-- Task --
Count the lines below that contain the word "React". Give only the number.

━━━━━━━━━━━━━━━━━━━━

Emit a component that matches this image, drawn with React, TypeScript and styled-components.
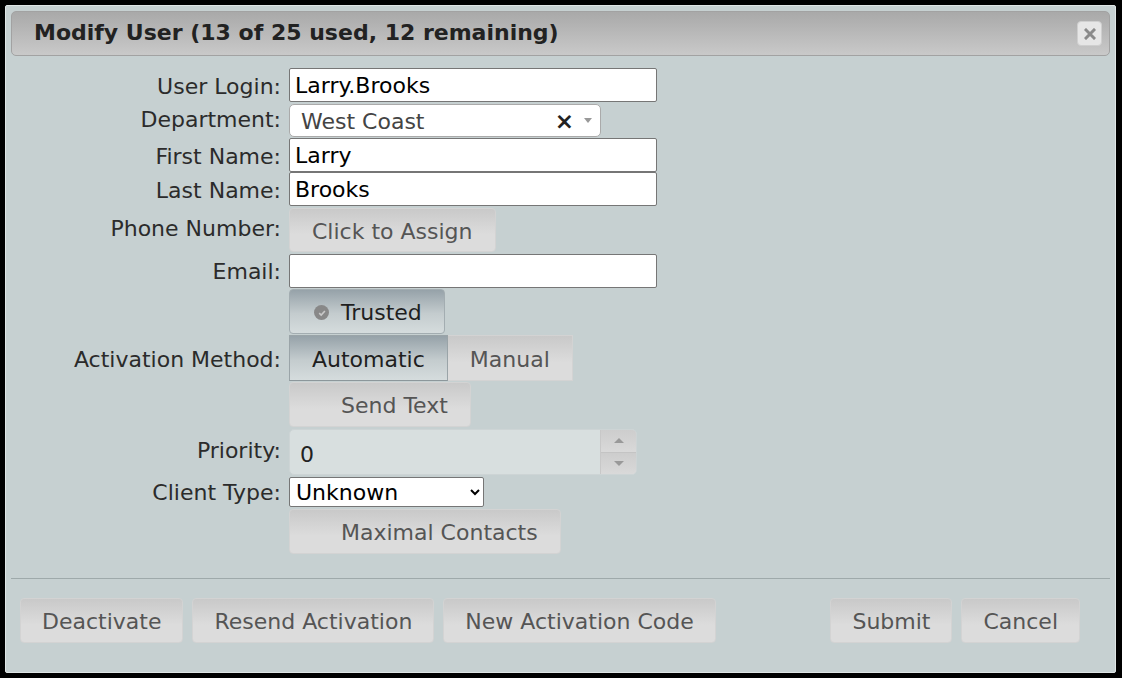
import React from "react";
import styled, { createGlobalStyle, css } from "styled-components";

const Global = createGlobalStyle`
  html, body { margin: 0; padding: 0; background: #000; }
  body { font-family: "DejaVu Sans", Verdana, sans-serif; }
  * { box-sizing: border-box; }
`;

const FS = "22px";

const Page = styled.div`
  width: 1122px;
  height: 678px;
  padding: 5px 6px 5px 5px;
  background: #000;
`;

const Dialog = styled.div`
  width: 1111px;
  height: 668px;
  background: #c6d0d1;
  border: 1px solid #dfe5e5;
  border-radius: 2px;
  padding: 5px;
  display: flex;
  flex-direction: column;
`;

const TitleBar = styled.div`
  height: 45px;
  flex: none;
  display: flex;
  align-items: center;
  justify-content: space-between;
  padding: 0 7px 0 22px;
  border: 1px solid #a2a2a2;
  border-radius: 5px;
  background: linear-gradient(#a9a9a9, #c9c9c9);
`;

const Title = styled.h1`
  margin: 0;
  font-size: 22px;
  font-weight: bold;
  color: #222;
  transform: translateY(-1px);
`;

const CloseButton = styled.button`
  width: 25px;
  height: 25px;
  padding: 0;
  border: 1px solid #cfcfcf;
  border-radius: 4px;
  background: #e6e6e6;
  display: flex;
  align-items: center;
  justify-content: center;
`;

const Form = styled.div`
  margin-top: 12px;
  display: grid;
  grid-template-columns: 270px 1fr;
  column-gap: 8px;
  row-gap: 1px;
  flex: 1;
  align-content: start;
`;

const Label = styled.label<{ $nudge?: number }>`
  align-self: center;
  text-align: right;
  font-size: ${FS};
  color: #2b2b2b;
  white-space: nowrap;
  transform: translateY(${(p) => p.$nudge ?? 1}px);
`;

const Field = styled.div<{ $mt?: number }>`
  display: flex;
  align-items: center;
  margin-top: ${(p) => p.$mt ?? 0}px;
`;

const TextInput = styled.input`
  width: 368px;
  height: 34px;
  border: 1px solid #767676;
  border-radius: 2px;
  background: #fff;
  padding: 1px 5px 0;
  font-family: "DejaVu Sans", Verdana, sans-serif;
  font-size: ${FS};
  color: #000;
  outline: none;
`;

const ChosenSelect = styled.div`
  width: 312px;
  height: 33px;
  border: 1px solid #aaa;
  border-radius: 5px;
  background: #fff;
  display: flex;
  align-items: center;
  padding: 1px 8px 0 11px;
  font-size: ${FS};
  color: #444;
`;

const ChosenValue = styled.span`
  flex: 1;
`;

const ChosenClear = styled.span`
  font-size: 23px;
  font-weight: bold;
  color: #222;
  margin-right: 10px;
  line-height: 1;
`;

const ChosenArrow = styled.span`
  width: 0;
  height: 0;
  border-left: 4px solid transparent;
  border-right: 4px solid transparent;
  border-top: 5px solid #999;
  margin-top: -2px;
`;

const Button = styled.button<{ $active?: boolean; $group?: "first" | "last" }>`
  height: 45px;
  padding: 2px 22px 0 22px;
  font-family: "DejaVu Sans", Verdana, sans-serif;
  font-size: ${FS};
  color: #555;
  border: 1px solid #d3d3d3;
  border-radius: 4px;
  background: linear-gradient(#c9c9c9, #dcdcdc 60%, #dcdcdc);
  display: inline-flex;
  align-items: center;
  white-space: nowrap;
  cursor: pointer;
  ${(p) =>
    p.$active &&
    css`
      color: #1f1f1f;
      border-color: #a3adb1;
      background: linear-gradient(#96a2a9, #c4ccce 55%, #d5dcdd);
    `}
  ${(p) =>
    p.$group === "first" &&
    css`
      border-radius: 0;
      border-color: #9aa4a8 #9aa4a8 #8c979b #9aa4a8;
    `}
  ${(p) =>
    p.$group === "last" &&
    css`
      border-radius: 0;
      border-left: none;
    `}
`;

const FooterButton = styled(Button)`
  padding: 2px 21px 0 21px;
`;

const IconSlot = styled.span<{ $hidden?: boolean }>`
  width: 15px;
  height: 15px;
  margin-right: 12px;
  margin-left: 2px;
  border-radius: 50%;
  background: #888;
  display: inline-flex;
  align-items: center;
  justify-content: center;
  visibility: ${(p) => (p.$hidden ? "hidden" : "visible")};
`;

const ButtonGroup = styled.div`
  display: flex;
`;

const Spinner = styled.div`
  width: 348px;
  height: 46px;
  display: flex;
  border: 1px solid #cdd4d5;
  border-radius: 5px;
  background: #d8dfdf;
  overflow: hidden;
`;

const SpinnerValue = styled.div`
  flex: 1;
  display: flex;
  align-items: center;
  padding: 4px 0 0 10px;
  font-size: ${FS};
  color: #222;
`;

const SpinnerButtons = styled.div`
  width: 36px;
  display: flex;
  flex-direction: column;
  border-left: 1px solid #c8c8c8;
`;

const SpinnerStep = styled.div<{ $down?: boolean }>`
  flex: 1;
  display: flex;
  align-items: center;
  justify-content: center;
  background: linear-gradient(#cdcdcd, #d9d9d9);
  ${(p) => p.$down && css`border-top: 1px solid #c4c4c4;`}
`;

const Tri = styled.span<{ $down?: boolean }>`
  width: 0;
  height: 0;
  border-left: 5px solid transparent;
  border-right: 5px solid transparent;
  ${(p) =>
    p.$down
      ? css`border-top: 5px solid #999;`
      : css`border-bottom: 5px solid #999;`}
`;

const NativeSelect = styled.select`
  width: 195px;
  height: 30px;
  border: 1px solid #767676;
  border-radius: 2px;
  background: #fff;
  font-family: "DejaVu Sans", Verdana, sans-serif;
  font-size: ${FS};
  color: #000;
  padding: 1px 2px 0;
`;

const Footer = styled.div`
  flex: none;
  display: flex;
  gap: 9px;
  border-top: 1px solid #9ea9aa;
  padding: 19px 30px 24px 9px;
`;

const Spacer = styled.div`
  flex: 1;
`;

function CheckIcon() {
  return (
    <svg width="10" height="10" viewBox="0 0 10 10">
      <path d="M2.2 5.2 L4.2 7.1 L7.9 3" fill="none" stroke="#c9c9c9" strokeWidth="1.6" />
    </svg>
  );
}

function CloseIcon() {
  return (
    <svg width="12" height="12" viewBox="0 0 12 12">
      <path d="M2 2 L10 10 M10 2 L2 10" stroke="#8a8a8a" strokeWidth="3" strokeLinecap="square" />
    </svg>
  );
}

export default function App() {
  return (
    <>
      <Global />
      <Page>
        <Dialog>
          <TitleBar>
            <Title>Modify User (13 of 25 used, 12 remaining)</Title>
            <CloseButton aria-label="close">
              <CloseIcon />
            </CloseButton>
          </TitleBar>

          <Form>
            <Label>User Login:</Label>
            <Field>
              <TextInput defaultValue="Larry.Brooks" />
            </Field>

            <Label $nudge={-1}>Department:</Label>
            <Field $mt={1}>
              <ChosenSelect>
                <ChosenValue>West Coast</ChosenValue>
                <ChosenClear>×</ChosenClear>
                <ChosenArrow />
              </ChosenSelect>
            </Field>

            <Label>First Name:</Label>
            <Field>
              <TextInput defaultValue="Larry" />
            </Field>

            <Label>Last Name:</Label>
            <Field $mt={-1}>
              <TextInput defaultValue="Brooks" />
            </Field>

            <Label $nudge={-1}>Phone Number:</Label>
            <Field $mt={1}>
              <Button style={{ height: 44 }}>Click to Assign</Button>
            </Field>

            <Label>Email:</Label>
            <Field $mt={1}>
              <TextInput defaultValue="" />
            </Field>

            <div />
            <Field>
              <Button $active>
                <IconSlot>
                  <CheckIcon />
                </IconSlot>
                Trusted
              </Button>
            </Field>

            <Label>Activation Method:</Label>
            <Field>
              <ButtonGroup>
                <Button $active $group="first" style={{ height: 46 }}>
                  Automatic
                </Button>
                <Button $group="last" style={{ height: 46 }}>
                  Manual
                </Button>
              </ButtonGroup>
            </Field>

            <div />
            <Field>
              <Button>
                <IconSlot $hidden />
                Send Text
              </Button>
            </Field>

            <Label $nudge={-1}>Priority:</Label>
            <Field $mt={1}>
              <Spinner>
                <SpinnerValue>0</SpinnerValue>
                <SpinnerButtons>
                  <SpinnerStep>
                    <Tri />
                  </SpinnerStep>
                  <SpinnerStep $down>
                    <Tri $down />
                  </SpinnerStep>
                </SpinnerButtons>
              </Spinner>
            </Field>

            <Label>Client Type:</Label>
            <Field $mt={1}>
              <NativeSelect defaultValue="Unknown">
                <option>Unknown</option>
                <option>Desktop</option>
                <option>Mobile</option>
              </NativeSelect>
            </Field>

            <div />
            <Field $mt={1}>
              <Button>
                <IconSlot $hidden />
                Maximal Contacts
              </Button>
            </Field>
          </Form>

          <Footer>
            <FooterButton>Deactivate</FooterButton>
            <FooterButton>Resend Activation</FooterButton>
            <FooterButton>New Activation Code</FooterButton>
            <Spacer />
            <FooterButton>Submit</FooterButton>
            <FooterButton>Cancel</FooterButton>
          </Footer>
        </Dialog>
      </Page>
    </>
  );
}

━━━━━━━━━━━━━━━━━━━━

-- Solved problem --
2